The Australian Retailers Association (ARA) has warned consumers and retailers about significant health and safety issues related to the ban of plastic bags in South Australia from Monday.
ARA executive director Richard Evans said South Australia's ban of single-use plastic bags would introduce a plethora of hygiene concerns, as well as safety issues for staff at checkouts and registers across the state.
"Rather than working with other governments to tackle the issue of litter management on a national scale, the South Australian Government has favoured populist politics and heavy-handed legislation that has already caused health and safety concern and does nothing to solve this complex environmental issue," Evans said.
"From Monday, South Australian consumers will be forced to bring their own bags to carry grocery items from supermarkets and other retail outlets, increasing the risk of infection from cross-contamination.
“Bags that may have been used to carry raw chicken one day, may very well be the same bag carrying fresh fruit the next day. This is potentially major health concern and the SA Government must take on the responsibility of educating consumers about how to avoid possible risks of infection.
With South Australians no longer having access to the convenience of plastic bags, there have already been reports of frustration and abuse at the checkouts and registers, highlighting OH&S concerns for retail staff who are often young and inexperienced in handling consumer rage.

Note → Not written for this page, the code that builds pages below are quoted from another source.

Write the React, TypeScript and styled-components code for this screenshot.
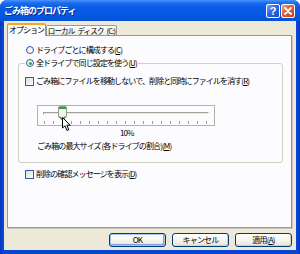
import styled, { createGlobalStyle } from 'styled-components';

const GlobalStyle = createGlobalStyle`
  html, body {
    margin: 0;
    padding: 0;
    background: #fff;
  }
  body {
    font-family: "Noto Sans CJK JP", "Noto Sans", sans-serif;
    color: #000;
  }
`;

const Window = styled.div`
  width: 300px;
  height: 254px;
  display: flex;
  flex-direction: column;
  background: linear-gradient(90deg, #0A2FB8 0px, #0847D6 2px, #0847D6 298px, #0A2FB8 300px);
  border-radius: 7px 7px 0 0;
  overflow: hidden;
`;

const TitleBar = styled.div`
  height: 21px;
  flex: none;
  display: flex;
  align-items: center;
  padding: 0 5px 0 4px;
  background: linear-gradient(#4A94FA 0%, #1A6CF0 14%, #0A5CE6 35%, #0657E2 70%, #0552DA 100%);
`;

const Title = styled.div`
  flex: 1;
  color: #fff;
  font-weight: bold;
  font-size: 9px;
  letter-spacing: -1px;
  line-height: 12px;
  text-shadow: 1px 1px 0 #0A2A8E;
`;

const TitleButton = styled.div<{ $kind: 'help' | 'close' }>`
  width: 14px;
  height: 14px;
  box-sizing: border-box;
  margin-left: 1px;
  border: 1px solid #fff;
  border-radius: 2px;
  display: flex;
  align-items: center;
  justify-content: center;
  color: #fff;
  font-family: "Liberation Sans", sans-serif;
  font-weight: bold;
  font-size: 11px;
  background: ${p =>
    p.$kind === 'close'
      ? 'linear-gradient(135deg, #F4A184 0%, #E35A30 45%, #C8421C 100%)'
      : 'linear-gradient(135deg, #7AA8FA 0%, #2E66E2 45%, #1B4FCB 100%)'};
`;

const Client = styled.div`
  flex: 1;
  margin: 0 4px 4px 4px;
  padding: 2px 4px 0 3px;
  background: #ECE9D8;
  display: flex;
  flex-direction: column;
`;

const TabStrip = styled.div`
  height: 12px;
  display: flex;
  align-items: flex-end;
  position: relative;
  z-index: 1;
`;

const Tab = styled.div<{ $active?: boolean }>`
  box-sizing: border-box;
  height: ${p => (p.$active ? 13 : 10)}px;
  margin-bottom: ${p => (p.$active ? -1 : 0)}px;
  padding: 0;
  display: flex;
  align-items: ${p => (p.$active ? 'flex-start' : 'center')};
  justify-content: center;
  font-size: ${p => (p.$active ? 8 : 7.5)}px;
  letter-spacing: ${p => (p.$active ? -1 : -0.8)}px;
  word-spacing: 2px;
  line-height: 10px;
  white-space: pre;
  border: 1px solid #919B9C;
  border-bottom: none;
  border-radius: 2px 2px 0 0;
  border-top: ${p => (p.$active ? '2px solid #F5A623' : '1px solid #919B9C')};
  background: ${p => (p.$active ? '#FCFCFE' : 'linear-gradient(#FFFFFF, #ECEBE6)')};
  width: ${p => (p.$active ? 39 : 71)}px;
`;

const Panel = styled.div`
  flex: 1;
  box-sizing: border-box;
  border: 1px solid #919B9C;
  background: #FCFCFE;
  box-shadow: 1px 1px 0 #C9C7BA;
  padding: 9px 0 0 10px;
  display: flex;
  flex-direction: column;
  align-items: flex-start;
`;

const OptionRow = styled.div<{ $indent?: number; $top?: number }>`
  display: flex;
  align-items: center;
  height: 10px;
  margin-left: ${p => p.$indent ?? 0}px;
  margin-top: ${p => p.$top ?? 0}px;
  gap: 2px;
`;

const Label = styled.span`
  font-size: 8px;
  letter-spacing: -0.9px;
  line-height: 10px;
  white-space: nowrap;
`;

const Key = styled.u`
  text-decoration: underline;
  text-underline-offset: 1px;
`;

const Radio = styled.span<{ $checked?: boolean }>`
  width: 8px;
  height: 8px;
  box-sizing: border-box;
  border: 1px solid #2B5FA8;
  border-radius: 50%;
  background: radial-gradient(circle at 65% 65%, #FFFFFF 0%, #E4E3DA 100%);
  display: flex;
  align-items: center;
  justify-content: center;
  flex: none;

  &::after {
    content: '';
    display: ${p => (p.$checked ? 'block' : 'none')};
    width: 3px;
    height: 3px;
    border-radius: 50%;
    background: #2BAA2B;
  }
`;

const Check = styled.span`
  width: 9px;
  height: 9px;
  box-sizing: border-box;
  border: 1px solid #2B5FA8;
  background: linear-gradient(135deg, #DCDCD6 0%, #FFFFFF 100%);
  flex: none;
`;

const Group = styled.fieldset`
  margin: 3px 0 0 0;
  width: 265px;
  box-sizing: border-box;
  border: 1px solid #D0D0BF;
  border-radius: 3px;
  padding: 0 0 11px 6px;
  display: flex;
  flex-direction: column;
  align-items: flex-start;
  min-inline-size: 0;
`;

const Legend = styled.legend`
  padding: 0 1px;
  height: 10px;
`;

const SliderFrame = styled.div`
  position: relative;
  margin: 19px 0 0 12px;
  width: 178px;
  height: 21px;
  box-sizing: border-box;
  border: 1px solid #B2B2AA;
  padding: 6px 0 0 5px;
  display: flex;
  flex-direction: column;
  align-items: flex-start;
`;

const Track = styled.div`
  width: 166px;
  height: 3px;
  box-sizing: border-box;
  border-top: 1px solid #A5A397;
  border-left: 1px solid #A5A397;
  border-bottom: 1px solid #FFFFFF;
  border-right: 1px solid #FFFFFF;
  background: #E6E5DC;
`;

const TickRow = styled.div`
  margin: 6px 0 0 1px;
  width: 163px;
  height: 3px;
  display: flex;
  justify-content: space-between;
`;

const Tick = styled.span`
  width: 1px;
  height: 3px;
  background: #9D9C93;
`;

const Thumb = styled.svg`
  position: absolute;
  left: 20px;
  top: 0px;
`;

const Cursor = styled.svg`
  position: absolute;
  left: 24px;
  top: 11px;
`;

const Percent = styled(Label)`
  margin: 2px 0 0 95px;
`;

const SizeLabel = styled(Label)`
  margin: 3px 0 0 12px;
`;

const ButtonRow = styled.div`
  height: 14px;
  margin: 5px 0 3px;
  display: flex;
  justify-content: flex-end;
  gap: 6px;
`;

const Button = styled.div<{ $default?: boolean }>`
  width: 57px;
  height: 14px;
  box-sizing: border-box;
  border: 1px solid #003C74;
  border-radius: 3px;
  background: linear-gradient(#FFFFFF 0%, #F5F4EF 55%, #E5E2D5 100%);
  box-shadow: ${p =>
    p.$default
      ? 'inset 0 0 0 1px #A9C4F5, inset -1px -1px 0 1px #7C9CE8'
      : 'inset -1px -1px 0 #D6D0C5'};
  display: flex;
  align-items: center;
  justify-content: center;
  font-size: 8px;
  letter-spacing: -0.8px;
  line-height: 10px;
`;

const ticks = Array.from({ length: 19 }, (_, i) => i);

export default function App() {
  return (
    <>
      <GlobalStyle />
      <Window>
        <TitleBar>
          <Title>ごみ箱のプロパティ</Title>
          <TitleButton $kind="help">?</TitleButton>
          <TitleButton $kind="close">
            <svg width="8" height="8" viewBox="0 0 8 8">
              <path d="M1 1 L7 7 M7 1 L1 7" stroke="#fff" strokeWidth="1.8" strokeLinecap="round" />
            </svg>
          </TitleButton>
        </TitleBar>
        <Client>
          <TabStrip>
            <Tab $active>オプション</Tab>
            <Tab>ローカル ディスク (C:)</Tab>
          </TabStrip>
          <Panel>
            <OptionRow $indent={8}>
              <Radio />
              <Label>
                ドライブごとに構成する(<Key>C</Key>)
              </Label>
            </OptionRow>
            <Group>
              <Legend>
                <OptionRow>
                  <Radio $checked />
                  <Label>
                    全ドライブで同じ設定を使う(<Key>U</Key>)
                  </Label>
                </OptionRow>
              </Legend>
              <OptionRow $top={8}>
                <Check />
                <Label>
                  ごみ箱にファイルを移動しないで、削除と同時にファイルを消す(<Key>R</Key>)
                </Label>
              </OptionRow>
              <SliderFrame>
                <Track />
                <TickRow>
                  {ticks.map(t => (
                    <Tick key={t} />
                  ))}
                </TickRow>
                <Thumb width="9" height="15" viewBox="0 0 9 15">
                  <path
                    d="M0.5 1.5 Q0.5 0.5 1.5 0.5 H7.5 Q8.5 0.5 8.5 1.5 V10.5 L4.5 14.5 L0.5 10.5 Z"
                    fill="#F4F3EC"
                    stroke="#8E9A8E"
                  />
                  <rect x="1" y="1" width="7" height="2" fill="#22A83A" />
                  <path d="M1.5 10.5 L4.5 13.5 L7.5 10.5" fill="none" stroke="#22A83A" strokeWidth="1.2" />
                </Thumb>
                <Cursor width="10" height="15" viewBox="0 0 10 15">
                  <path
                    d="M0.5 0.5 L0.5 11 L3 8.8 L5 13.5 L6.8 12.7 L4.9 8.2 L8.3 8.2 Z"
                    fill="#fff"
                    stroke="#000"
                    strokeWidth="1"
                    strokeLinejoin="round"
                  />
                </Cursor>
              </SliderFrame>
              <Percent>10%</Percent>
              <SizeLabel>
                ごみ箱の最大サイズ (各ドライブの割合)(<Key>M</Key>)
              </SizeLabel>
            </Group>
            <OptionRow $indent={7} $top={6}>
              <Check />
              <Label>
                削除の確認メッセージを表示(<Key>D</Key>)
              </Label>
            </OptionRow>
          </Panel>
          <ButtonRow>
            <Button $default>OK</Button>
            <Button>キャンセル</Button>
            <Button>
              適用(<Key>A</Key>)
            </Button>
          </ButtonRow>
        </Client>
      </Window>
    </>
  );
}
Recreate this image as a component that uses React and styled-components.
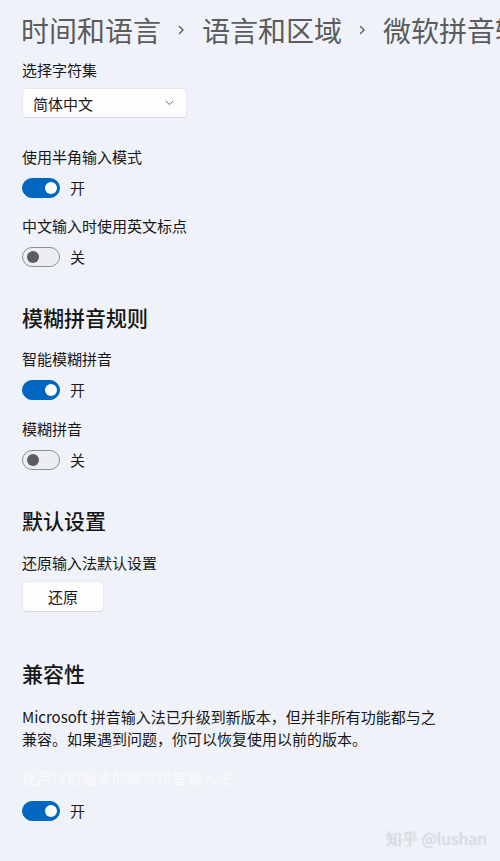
import React, { useState } from 'react';
import styled, { createGlobalStyle } from 'styled-components';

const GlobalStyle = createGlobalStyle`
  html, body {
    margin: 0;
    padding: 0;
    background: #eff3f9;
    overflow: hidden;
  }
  body {
    font-family: "Noto Sans CJK SC", "Noto Sans", sans-serif;
    color: #1b1b1b;
  }
`;

const Page = styled.div`
  position: relative;
  width: 500px;
  height: 861px;
  padding: 12px 0 0 22px;
  box-sizing: border-box;
  display: flex;
  flex-direction: column;
  align-items: flex-start;
  overflow: hidden;
`;

const Breadcrumb = styled.div`
  display: flex;
  align-items: center;
  white-space: nowrap;
  font-size: 28px;
  line-height: 36px;
  color: #5b5b5b;
  margin-left: -1px;
`;

const Sep = styled.svg`
  width: 9px;
  height: 14px;
  margin: 0 16px;
  flex-shrink: 0;
`;

const Label = styled.div`
  font-size: 15px;
  line-height: 20px;
  color: ${p => (p.faded ? '#f9fafc' : '#161616')};
  margin-top: ${p => p.gap}px;
`;

const Heading = styled.h2`
  margin: ${p => p.gap}px 0 0;
  font-size: 21px;
  line-height: 28px;
  font-weight: 500;
  color: #161616;
`;

const Select = styled.div`
  margin-top: 8px;
  width: 165px;
  height: 30px;
  box-sizing: border-box;
  padding: 0 12px 0 10px;
  display: flex;
  align-items: center;
  justify-content: space-between;
  background: #fdfdfe;
  border: 1px solid #e6e8ec;
  border-bottom-color: #d6d8dc;
  border-radius: 4px;
  font-size: 15px;
`;

const Button = styled.button`
  margin-top: 8px;
  width: 82px;
  height: 31px;
  background: #fdfdfe;
  border: 1px solid #e6e8ec;
  border-bottom-color: #d6d8dc;
  border-radius: 4px;
  font-family: inherit;
  font-size: 15px;
  color: #161616;
  padding: 0;
`;

const ToggleRow = styled.div`
  display: flex;
  align-items: center;
  gap: 10px;
  margin-top: ${p => p.gap}px;
  font-size: 15px;
  line-height: 20px;
  cursor: pointer;
`;

const Track = styled.span`
  position: relative;
  width: 38px;
  height: 20px;
  box-sizing: border-box;
  border-radius: 10px;
  background: ${p => (p.on ? '#0067c0' : '#eceef2')};
  border: 1px solid ${p => (p.on ? '#0067c0' : '#8d8f93')};
`;

const Knob = styled.span`
  position: absolute;
  top: 50%;
  left: ${p => (p.on ? '22px' : '4px')};
  width: 12px;
  height: 12px;
  transform: translateY(-50%);
  border-radius: 50%;
  background: ${p => (p.on ? '#ffffff' : '#5c5d60')};
`;

const Paragraph = styled.p`
  margin: 19px 0 0;
  font-size: 15px;
  line-height: 22px;
  color: #161616;
`;

const Watermark = styled.div`
  position: absolute;
  right: 13px;
  bottom: 12px;
  font-size: 16px;
  line-height: 22px;
  color: #dde1e7;
  text-shadow: 0 0 1px #b9bec6;
`;

const Chevron = () => (
  <Sep viewBox="0 0 9 14">
    <path d="M2.5 3.5 L6 7 L2.5 10.5" fill="none" stroke="#5b5b5b" strokeWidth="1.4" strokeLinecap="round" strokeLinejoin="round" />
  </Sep>
);

const Toggle = ({ initial, gap }) => {
  const [on, setOn] = useState(initial);
  return (
    <ToggleRow gap={gap} onClick={() => setOn(!on)}>
      <Track on={on}>
        <Knob on={on} />
      </Track>
      <span>{on ? '开' : '关'}</span>
    </ToggleRow>
  );
};

const App = () => {
  return (
    <>
      <GlobalStyle />
      <Page>
        <Breadcrumb>
          <span>时间和语言</span>
          <Chevron />
          <span>语言和区域</span>
          <Chevron />
          <span>微软拼音输入法</span>
        </Breadcrumb>

        <Label gap={12}>选择字符集</Label>
        <Select>
          <span>简体中文</span>
          <svg width="9" height="6" viewBox="0 0 9 6">
            <path d="M1 1.2 L4.5 4.6 L8 1.2" fill="none" stroke="#6a6a6a" strokeWidth="1" strokeLinecap="round" />
          </svg>
        </Select>

        <Label gap={29}>使用半角输入模式</Label>
        <Toggle initial={true} gap={11} />
        <Label gap={18}>中文输入时使用英文标点</Label>
        <Toggle initial={false} gap={11} />

        <Heading gap={36}>模糊拼音规则</Heading>
        <Label gap={18}>智能模糊拼音</Label>
        <Toggle initial={true} gap={11} />
        <Label gap={19}>模糊拼音</Label>
        <Toggle initial={false} gap={11} />

        <Heading gap={36}>默认设置</Heading>
        <Label gap={19}>还原输入法默认设置</Label>
        <Button>还原</Button>

        <Heading gap={47}>兼容性</Heading>
        <Paragraph>
          Microsoft 拼音输入法已升级到新版本，但并非所有功能都与之
          <br />
          兼容。如果遇到问题，你可以恢复使用以前的版本。
        </Paragraph>
        <Label gap={18} faded>使用以前版本的微软拼音输入法</Label>
        <Toggle initial={true} gap={13} />

        <Watermark>知乎 @lushan</Watermark>
      </Page>
    </>
  );
};

export default App;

"The reality is that legislation banning or placing a levy on plastic bags is a knee-jerk reaction to a complex problem, with little environmental benefit and many potential health, safety and compliance issues. In the end, consumers will pay for any increase in compliance costs as a result of the ban on plastic bags.
There are over 4.5 billion bags used by consumers each year in Australia, 75 per cent of which are reused. Plastic makes up only five per cent of landfill and 50 per cent of that is packaging so we need to place this debate into context.
“A state-wide ban on plastic bags is irresponsible, ideological and populist politics at its worst,” Evans said.